The Democratic Union of Catalonia (Catalan: Unió Democràtica de Catalunya, UDC; IPA: [uniˈo ðəmuˈkɾatikə ðə kətəˈɫuɲə]) is a regionalist and Christian democratic political party in the Catalonia region of Spain. Together with the Democratic Convergence of Catalonia, until 2015 it was part of the Convergence and Union (CiU) coalition. They ruled the Generalitat de Catalunya until its breakup. Now only Democratic Convergence rules the government.

It describes itself as Catalan nationalist and Christian democrat, and is a member of the European People's Party (EPP), and a full member of The Union of the Robert Schuman Institute for Developing Democracy in Central and Eastern Europe located in Budapest, Hungary.

Break with the CiU[edit]

By June 2015 tensions within the two parties forming the Convergence and Union federation had reached an all-time high in June 2015 due to differences between the positions of the UDC leadership and the Democratic Convergence (CDC) leader Artur Mas over the sovereignty process. CDC was in favour of outright independence even if it meant breaking the established Spanish legality, while UDC was against doing it without the acceptance of the Spanish government.

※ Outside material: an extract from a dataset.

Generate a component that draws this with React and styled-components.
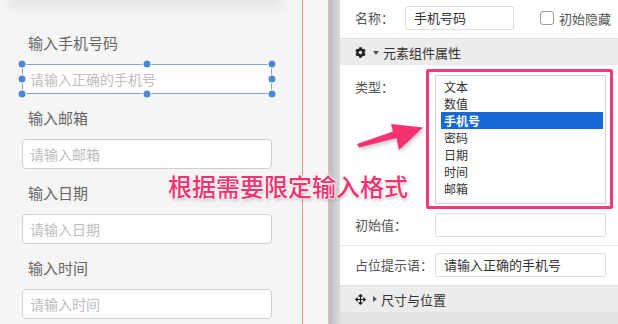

As a result, a referendum of UDC members was held on 14 June 2015, asking whether UDC should commit itself to continue with the process but with certain conditions, including not violating the legality in force through unilateral independence declarations or starting constituent processes at the margin of legal norms.[3][4] Such a position, supported by UDC leaders and contrary to the signed agreements between CDC, ERC and sovereignty entities, was approved by UDC members with an adjusted 50.9%.[5] After this, meetings between UDC and CDC leaders led to an ultimatum from CDC to UDC for the latter to decide within "two or three days" whether it committed itself to the independence plan.[6]

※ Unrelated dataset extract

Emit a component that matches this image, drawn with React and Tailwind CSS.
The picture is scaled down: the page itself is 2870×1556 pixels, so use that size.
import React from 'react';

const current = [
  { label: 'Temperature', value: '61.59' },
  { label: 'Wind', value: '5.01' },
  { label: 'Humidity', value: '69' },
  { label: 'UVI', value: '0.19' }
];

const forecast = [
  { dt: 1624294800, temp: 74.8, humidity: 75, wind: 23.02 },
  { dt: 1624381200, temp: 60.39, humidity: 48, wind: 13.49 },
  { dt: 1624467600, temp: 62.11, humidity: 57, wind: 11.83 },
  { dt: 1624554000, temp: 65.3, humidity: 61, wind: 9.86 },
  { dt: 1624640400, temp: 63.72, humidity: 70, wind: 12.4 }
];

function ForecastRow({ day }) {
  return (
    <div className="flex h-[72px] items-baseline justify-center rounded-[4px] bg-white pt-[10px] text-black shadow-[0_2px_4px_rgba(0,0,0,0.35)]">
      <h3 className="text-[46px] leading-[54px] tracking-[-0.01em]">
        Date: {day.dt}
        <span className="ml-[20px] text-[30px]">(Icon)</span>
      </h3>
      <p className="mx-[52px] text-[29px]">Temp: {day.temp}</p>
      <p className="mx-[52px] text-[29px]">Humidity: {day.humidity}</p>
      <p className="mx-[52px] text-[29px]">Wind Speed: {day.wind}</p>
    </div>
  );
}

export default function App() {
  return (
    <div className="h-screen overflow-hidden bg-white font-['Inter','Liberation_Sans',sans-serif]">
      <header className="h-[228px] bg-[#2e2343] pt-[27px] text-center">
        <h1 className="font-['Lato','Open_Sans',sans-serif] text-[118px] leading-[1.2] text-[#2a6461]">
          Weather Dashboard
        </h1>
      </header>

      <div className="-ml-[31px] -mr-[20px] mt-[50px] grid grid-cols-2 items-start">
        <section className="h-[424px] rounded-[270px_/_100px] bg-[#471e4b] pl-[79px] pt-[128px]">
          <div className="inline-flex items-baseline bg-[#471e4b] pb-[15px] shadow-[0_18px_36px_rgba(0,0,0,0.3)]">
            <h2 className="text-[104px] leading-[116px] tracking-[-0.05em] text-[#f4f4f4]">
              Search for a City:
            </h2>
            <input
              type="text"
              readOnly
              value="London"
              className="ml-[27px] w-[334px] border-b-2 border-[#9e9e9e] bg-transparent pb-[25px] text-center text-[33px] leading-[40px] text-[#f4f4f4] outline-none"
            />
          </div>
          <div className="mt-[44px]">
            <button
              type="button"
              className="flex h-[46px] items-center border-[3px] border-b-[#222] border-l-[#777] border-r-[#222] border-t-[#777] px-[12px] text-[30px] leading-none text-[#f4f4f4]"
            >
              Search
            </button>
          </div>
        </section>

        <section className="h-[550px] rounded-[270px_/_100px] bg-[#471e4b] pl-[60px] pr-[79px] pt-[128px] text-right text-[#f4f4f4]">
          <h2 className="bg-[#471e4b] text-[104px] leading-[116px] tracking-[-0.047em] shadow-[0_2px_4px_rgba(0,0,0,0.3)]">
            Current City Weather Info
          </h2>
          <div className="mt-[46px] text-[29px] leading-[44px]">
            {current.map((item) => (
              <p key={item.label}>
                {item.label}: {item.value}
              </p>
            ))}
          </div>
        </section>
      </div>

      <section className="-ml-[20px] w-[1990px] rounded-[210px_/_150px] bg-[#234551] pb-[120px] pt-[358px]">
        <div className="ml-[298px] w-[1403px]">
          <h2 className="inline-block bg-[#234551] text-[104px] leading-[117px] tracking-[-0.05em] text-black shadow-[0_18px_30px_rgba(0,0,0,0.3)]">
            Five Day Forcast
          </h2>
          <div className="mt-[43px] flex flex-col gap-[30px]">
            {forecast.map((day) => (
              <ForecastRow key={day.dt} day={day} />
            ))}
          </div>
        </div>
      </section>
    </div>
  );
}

On 17 June, after a meeting of the UDC leadership, it was announced that UDC was withdrawing all three of its members from the Government of the Generalitat of Catalonia, although they agreed to maintain parliamentary stability until the end of the legislature.[7] That same day at night, the CDC National Executive Committee met and in a press conference the next day confirmed that UDC and CDC would not stand together in the 2015 regional election, and that the political project of the CiU federation was over, spelling the end of 37 years of cooperation between both parties as Convergence and Union.[8][9]

Later in July 2015, a pro-independence faction of the UDC broke away to found the Democrats of Catalonia.

In the 2015 Catalonian parliamentary election the UDC lost all 13 of its seats in the Catalonia Parliament.